The newly announced cases follow closely on the heels of eight other cases that the health ministry announced on Sep 7 and Sep 8. Three of those infections were fatal.
The World Health Organization, which has not issued a MERS update since Sep 7, lists 114 global cases, 54 of which were fatal. That total does not include the 16 most recent Saudi cases.
Marc Sprenger, MD, PhD, director of the European Centre for Disease Prevention and Control (ECDC) told CIDRAP News that his agency continues to collect and analyze data about new cases and research findings to update its risk assessments. So far the ECDC views the pandemic potential as low and well below the epidemic threshold. He noted that one of the biggest questions is how humans are become infected with MERS.
Transmission patterns in Saudi Arabia, with many sporadic cases distributed over a large geographic area, point to infrequent introductions of the virus from a continuous nonhuman source, Sprenger said. "But unrecognized circulation among humans cannot be ruled out."
Zeroing in on the source of virus transmission is key to formulating guidance on how to reduce the risk of exposure and further spread of MERS, Sprenger said.

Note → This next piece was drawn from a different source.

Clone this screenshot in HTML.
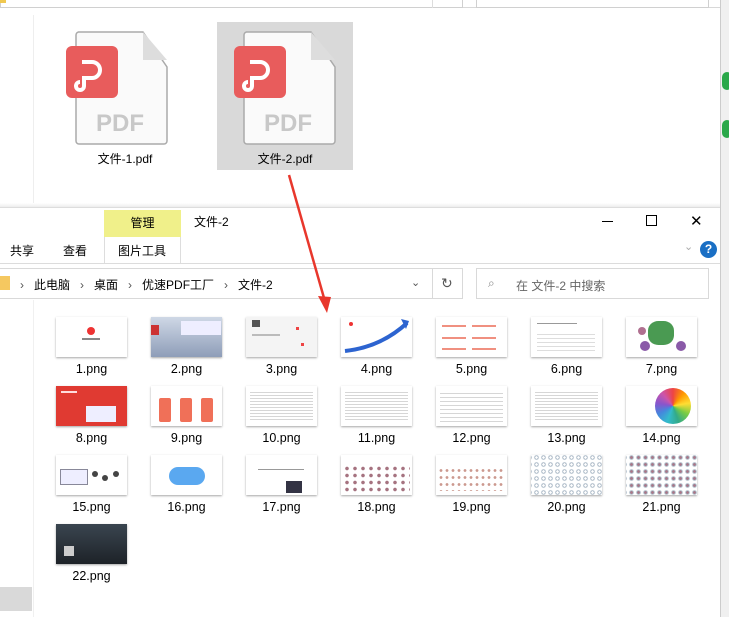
<!DOCTYPE html>
<html><head><meta charset="utf-8"><style>
*{margin:0;padding:0;box-sizing:border-box}
body{width:729px;height:617px;overflow:hidden;position:relative;background:#fff;font-family:"Liberation Sans","Noto Sans CJK SC",sans-serif;color:#000}
.a{position:absolute}
.t{font-size:12px}
.th{position:absolute;width:71px;height:40px;background:#fff;box-shadow:0 1px 2px rgba(0,0,0,.35);overflow:hidden}
.lb{position:absolute;width:95px;text-align:center;font-size:12.5px}
.ln{position:absolute;height:1px;background:#ccc}
</style></head><body>
<div class="a" style="left:0;top:0;width:720px;height:8px;border-bottom:1px solid #d8d8d8"></div>
<div class="a" style="left:0;top:0;width:463px;height:8px;border:1px solid #d0d0d0;border-top:none"></div>
<div class="a" style="left:432px;top:0;width:1px;height:8px;background:#ddd"></div>
<div class="a" style="left:476px;top:0;width:233px;height:8px;border:1px solid #d0d0d0;border-top:none"></div>
<div class="a" style="left:0;top:0;width:6px;height:3px;background:#f0c850"></div>
<div class="a" style="left:33px;top:15px;width:1px;height:190px;background:#eee"></div>
<div class="a" style="left:720px;top:0;width:9px;height:617px;background:#f0f0f0;border-left:1px solid #ccc"></div>
<div class="a" style="left:722px;top:72px;width:10px;height:18px;border-radius:9px;background:#2aa84a"></div>
<div class="a" style="left:722px;top:120px;width:10px;height:18px;border-radius:9px;background:#2aa84a"></div>
<div class="a" style="left:217px;top:22px;width:136px;height:148px;background:#d9d9d9"></div>
<svg class="a" style="left:60px;top:28px" width="110" height="120" viewBox="0 0 110 120">
<path d="M18 4h65l24 35v74a3 3 0 0 1-3 3H19a3 3 0 0 1-3-3V7a3 3 0 0 1 3-3z" fill="#fafafa" stroke="#aaa" stroke-width="1.5"/>
<path d="M83 4v28h24z" fill="#ddd"/>
<rect x="6" y="18" width="52" height="52" rx="6" fill="#e85c5c"/>
<path d="M22 34h10a8 8 0 0 1 0 16h-8v8a4 4 0 1 1-4-4" fill="none" stroke="#fff" stroke-width="4"/>
<text x="60" y="103" text-anchor="middle" font-family="Liberation Sans" font-weight="bold" font-size="24" fill="#c8c8c8">PDF</text>
</svg>
<svg class="a" style="left:228px;top:28px" width="110" height="120" viewBox="0 0 110 120">
<path d="M18 4h65l24 35v74a3 3 0 0 1-3 3H19a3 3 0 0 1-3-3V7a3 3 0 0 1 3-3z" fill="#fafafa" stroke="#aaa" stroke-width="1.5"/>
<path d="M83 4v28h24z" fill="#ddd"/>
<rect x="6" y="18" width="52" height="52" rx="6" fill="#e85c5c"/>
<path d="M22 34h10a8 8 0 0 1 0 16h-8v8a4 4 0 1 1-4-4" fill="none" stroke="#fff" stroke-width="4"/>
<text x="60" y="103" text-anchor="middle" font-family="Liberation Sans" font-weight="bold" font-size="24" fill="#c8c8c8">PDF</text>
</svg>
<div class="a t" style="left:70px;top:150px;width:110px;text-align:center">文件-1.pdf</div>
<div class="a t" style="left:230px;top:150px;width:110px;text-align:center">文件-2.pdf</div>
<div class="a" style="left:0;top:203px;width:720px;height:6px;background:linear-gradient(#fff,#e4e4e4)"></div>
<div class="a" style="left:0;top:207px;width:720px;height:410px;background:#fff;border-top:1px solid #ddd"></div>
<div class="a t" style="left:104px;top:210px;width:77px;height:27px;background:#f0f08a;text-align:center;line-height:27px">管理</div>
<div class="a t" style="left:194px;top:213px">文件-2</div>
<div class="a" style="left:602px;top:221px;width:11px;height:1px;background:#000"></div>
<div class="a" style="left:646px;top:215px;width:11px;height:11px;border:1px solid #000"></div>
<div class="a" style="left:690px;top:212px;font-size:15px">✕</div>
<div class="a t" style="left:10px;top:242px">共享</div>
<div class="a t" style="left:63px;top:242px">查看</div>
<div class="a" style="left:104px;top:237px;width:77px;height:27px;border-left:1px solid #ddd;border-right:1px solid #ddd;background:#fff"></div>
<div class="a t" style="left:118px;top:242px">图片工具</div>
<div class="a" style="left:684px;top:240px;color:#aaa;font-size:11px">⌄</div>
<div class="a" style="left:700px;top:241px;width:17px;height:17px;border-radius:50%;background:#1a6fc4;color:#fff;font-size:12px;font-weight:bold;text-align:center;line-height:17px">?</div>
<div class="ln" style="left:0;top:263px;width:720px;background:#dcdcdc"></div>
<div class="a" style="left:-1px;top:268px;width:464px;height:31px;border:1px solid #d9d9d9"></div>
<div class="a" style="left:432px;top:268px;width:1px;height:31px;background:#d9d9d9"></div>
<div class="a" style="left:0;top:276px;width:10px;height:14px;background:#f5c860"></div>
<div class="a t" style="left:20px;top:276px;color:#555">›&nbsp;&nbsp; <span style="color:#000">此电脑</span> &nbsp;&nbsp;›&nbsp;&nbsp; <span style="color:#000">桌面</span> &nbsp;&nbsp;›&nbsp;&nbsp; <span style="color:#000">优速PDF工厂</span> &nbsp;&nbsp;›&nbsp;&nbsp; <span style="color:#000">文件-2</span></div>
<div class="a" style="left:411px;top:276px;font-size:11px;color:#555">⌄</div>
<div class="a" style="left:441px;top:275px;font-size:14px;color:#555">↻</div>
<div class="a" style="left:476px;top:268px;width:233px;height:31px;border:1px solid #d9d9d9"></div>
<div class="a t" style="left:488px;top:276px;color:#888">⌕</div>
<div class="a t" style="left:516px;top:277px;color:#666">在 文件-2 中搜索</div>
<div class="a" style="left:33px;top:300px;width:1px;height:317px;background:#f0f0f0"></div>
<div class="a" style="left:0;top:587px;width:32px;height:24px;background:#d9d9d9"></div>

<div class="th" style="left:56px;top:317px"><div class="a" style="left:31px;top:10px;width:8px;height:8px;border-radius:50%;background:#e33"></div><div class="a" style="left:26px;top:21px;width:18px;height:2px;background:#888"></div></div>
<div class="th" style="left:151px;top:317px;background:linear-gradient(#cfd8e6,#8e9db8)"><div class="a" style="left:0;top:8px;width:8px;height:10px;background:#c33"></div><div class="a" style="left:30px;top:4px;width:40px;height:14px;background:#eef"></div></div>
<div class="th" style="left:246px;top:317px;background:#f4f4f4"><div class="a" style="left:6px;top:3px;width:8px;height:7px;background:#555"></div><div class="a" style="left:6px;top:17px;width:28px;height:2px;background:#bbb"></div><div class="a" style="left:50px;top:10px;width:3px;height:3px;background:#e44"></div><div class="a" style="left:55px;top:26px;width:3px;height:3px;background:#e44"></div></div>
<div class="th" style="left:341px;top:317px"><svg width="71" height="40"><path d="M4 34 Q40 30 66 6" stroke="#2d64d0" stroke-width="4" fill="none"/><path d="M60 2l8 2-3 8z" fill="#2d64d0"/><circle cx="10" cy="7" r="2" fill="#e33"/></svg></div>
<div class="th" style="left:436px;top:317px"><div class="a" style="left:6px;top:8px;width:24px;height:2px;background:#f09080"></div><div class="a" style="left:36px;top:8px;width:24px;height:2px;background:#f09080"></div><div class="a" style="left:6px;top:20px;width:24px;height:2px;background:#f09080"></div><div class="a" style="left:36px;top:20px;width:24px;height:2px;background:#f09080"></div><div class="a" style="left:6px;top:31px;width:24px;height:2px;background:#f09080"></div><div class="a" style="left:36px;top:31px;width:24px;height:2px;background:#f09080"></div></div>
<div class="th" style="left:531px;top:317px"><div class="a" style="left:6px;top:6px;width:40px;height:1px;background:#999"></div><div class="a" style="left:6px;top:14px;width:58px;height:20px;background:repeating-linear-gradient(#fff 0 3px,#ddd 3px 4px)"></div></div>
<div class="th" style="left:626px;top:317px"><div class="a" style="left:22px;top:4px;width:26px;height:24px;border-radius:40%;background:#4a9a52"></div><div class="a" style="left:14px;top:24px;width:10px;height:10px;border-radius:50%;background:#8a5aa8"></div><div class="a" style="left:50px;top:24px;width:10px;height:10px;border-radius:50%;background:#8a5aa8"></div><div class="a" style="left:12px;top:10px;width:8px;height:8px;border-radius:50%;background:#b07090"></div></div>
<div class="th" style="left:56px;top:386px;background:#e03a32"><div class="a" style="left:30px;top:20px;width:30px;height:16px;background:#eef"></div><div class="a" style="left:5px;top:5px;width:16px;height:2px;background:#fdd"></div></div>
<div class="th" style="left:151px;top:386px"><div class="a" style="left:8px;top:12px;width:12px;height:24px;background:#f07058;border-radius:2px"></div><div class="a" style="left:29px;top:12px;width:12px;height:24px;background:#f07058;border-radius:2px"></div><div class="a" style="left:50px;top:12px;width:12px;height:24px;background:#f07058;border-radius:2px"></div></div>
<div class="th" style="left:246px;top:386px"><div class="a" style="left:4px;top:4px;width:63px;height:32px;background:repeating-linear-gradient(#fff 0 2px,#ccc 2px 3px);opacity:.8"></div></div>
<div class="th" style="left:341px;top:386px"><div class="a" style="left:4px;top:4px;width:63px;height:32px;background:repeating-linear-gradient(#fff 0 2px,#ccc 2px 3px);opacity:.8"></div></div>
<div class="th" style="left:436px;top:386px"><div class="a" style="left:4px;top:4px;width:63px;height:32px;background:repeating-linear-gradient(#fff 0 3px,#ccc 3px 4px);opacity:.8"></div></div>
<div class="th" style="left:531px;top:386px"><div class="a" style="left:4px;top:4px;width:63px;height:32px;background:repeating-linear-gradient(#fff 0 2px,#ccc 2px 3px);opacity:.8"></div></div>
<div class="th" style="left:626px;top:386px"><div class="a" style="left:29px;top:2px;width:36px;height:36px;border-radius:50%;background:conic-gradient(#e44,#f90,#fd3,#7c4,#3a8,#3bc,#48d,#85c,#c5a,#e44)"></div></div>
<div class="th" style="left:56px;top:455px"><div class="a" style="left:4px;top:14px;width:28px;height:16px;border:1px solid #889;background:#eef"></div><div class="a" style="left:36px;top:16px;width:6px;height:6px;border-radius:50%;background:#444"></div><div class="a" style="left:46px;top:20px;width:6px;height:6px;border-radius:50%;background:#444"></div><div class="a" style="left:57px;top:16px;width:6px;height:6px;border-radius:50%;background:#444"></div></div>
<div class="th" style="left:151px;top:455px"><div class="a" style="left:18px;top:12px;width:36px;height:18px;border-radius:9px;background:#5aa8f0"></div></div>
<div class="th" style="left:246px;top:455px"><div class="a" style="left:12px;top:14px;width:46px;height:1px;background:#999"></div><div class="a" style="left:40px;top:26px;width:16px;height:12px;background:#334"></div></div>
<div class="th" style="left:341px;top:455px"><div class="a" style="left:2px;top:10px;width:67px;height:28px;background:radial-gradient(circle,#845 1.6px,transparent 2px) 0 0/8px 7px;opacity:.75"></div></div>
<div class="th" style="left:436px;top:455px"><div class="a" style="left:2px;top:12px;width:67px;height:24px;background:radial-gradient(circle,#a54 1.2px,transparent 1.6px) 0 0/6px 7px;opacity:.6"></div></div>
<div class="th" style="left:531px;top:455px;background:radial-gradient(circle,#fff 1.2px,#9ab 1.5px,transparent 2.8px) 2px 6px/7px 7px #fff"></div>
<div class="th" style="left:626px;top:455px;background:radial-gradient(circle,#a78 1.2px,#9ab 1.5px,transparent 2.8px) 2px 6px/7px 7px #fff"></div>
<div class="th" style="left:56px;top:524px;background:linear-gradient(#3a4550,#1d2228)"><div class="a" style="left:8px;top:22px;width:10px;height:10px;background:#ccc"></div></div>

<div class="lb" style="left:44px;top:362px">1.png</div>
<div class="lb" style="left:139px;top:362px">2.png</div>
<div class="lb" style="left:234px;top:362px">3.png</div>
<div class="lb" style="left:329px;top:362px">4.png</div>
<div class="lb" style="left:424px;top:362px">5.png</div>
<div class="lb" style="left:519px;top:362px">6.png</div>
<div class="lb" style="left:614px;top:362px">7.png</div>
<div class="lb" style="left:44px;top:431px">8.png</div>
<div class="lb" style="left:139px;top:431px">9.png</div>
<div class="lb" style="left:234px;top:431px">10.png</div>
<div class="lb" style="left:329px;top:431px">11.png</div>
<div class="lb" style="left:424px;top:431px">12.png</div>
<div class="lb" style="left:519px;top:431px">13.png</div>
<div class="lb" style="left:614px;top:431px">14.png</div>
<div class="lb" style="left:44px;top:500px">15.png</div>
<div class="lb" style="left:139px;top:500px">16.png</div>
<div class="lb" style="left:234px;top:500px">17.png</div>
<div class="lb" style="left:329px;top:500px">18.png</div>
<div class="lb" style="left:424px;top:500px">19.png</div>
<div class="lb" style="left:519px;top:500px">20.png</div>
<div class="lb" style="left:614px;top:500px">21.png</div>
<div class="lb" style="left:44px;top:569px">22.png</div>

<svg class="a" style="left:0;top:0" width="729" height="617"><path d="M289 175 L324 298" stroke="#e8372c" stroke-width="2.5"/><path d="M318 296 L331 297 L327 313 Z" fill="#e8372c"/></svg>
</body></html>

Yesterday the ECDC weighed in on a study published last week that found more evidence that camels in the Middle East have been exposed to MERS coronavirus (MERS-CoV) or a close relative. In two sets of tests, dromedary camels in Egypt had high antibody titers to MERS-CoV, but tests of humans, water buffaloes, cows, and other domestic animals in Egypt and Hong Kong found no such antibodies.
In a statement the ECDC said the new findings are in line with earlier findings of high titers in dromedary camels from Oman. The new data lead to the assumption that the animals can be infected with a MERS-CoV–like virus that is probably circulating at high levels among camels in Northern Africa and the Arabian Peninsula.
"The serological evidence is clear, but we have yet to see any direct detection or genetic characterization of the responsible virus in the dromedaries," the ECDC said.
The study's human serology findings, based on samples used in a community-based flu study in Egypt, didn't include any information on risk factors, such as close contact with or handling dromedaries, the ECDC noted. It added that more research is needed to determine if camels are the source of MERS-CoV in humans or are incidentally infected.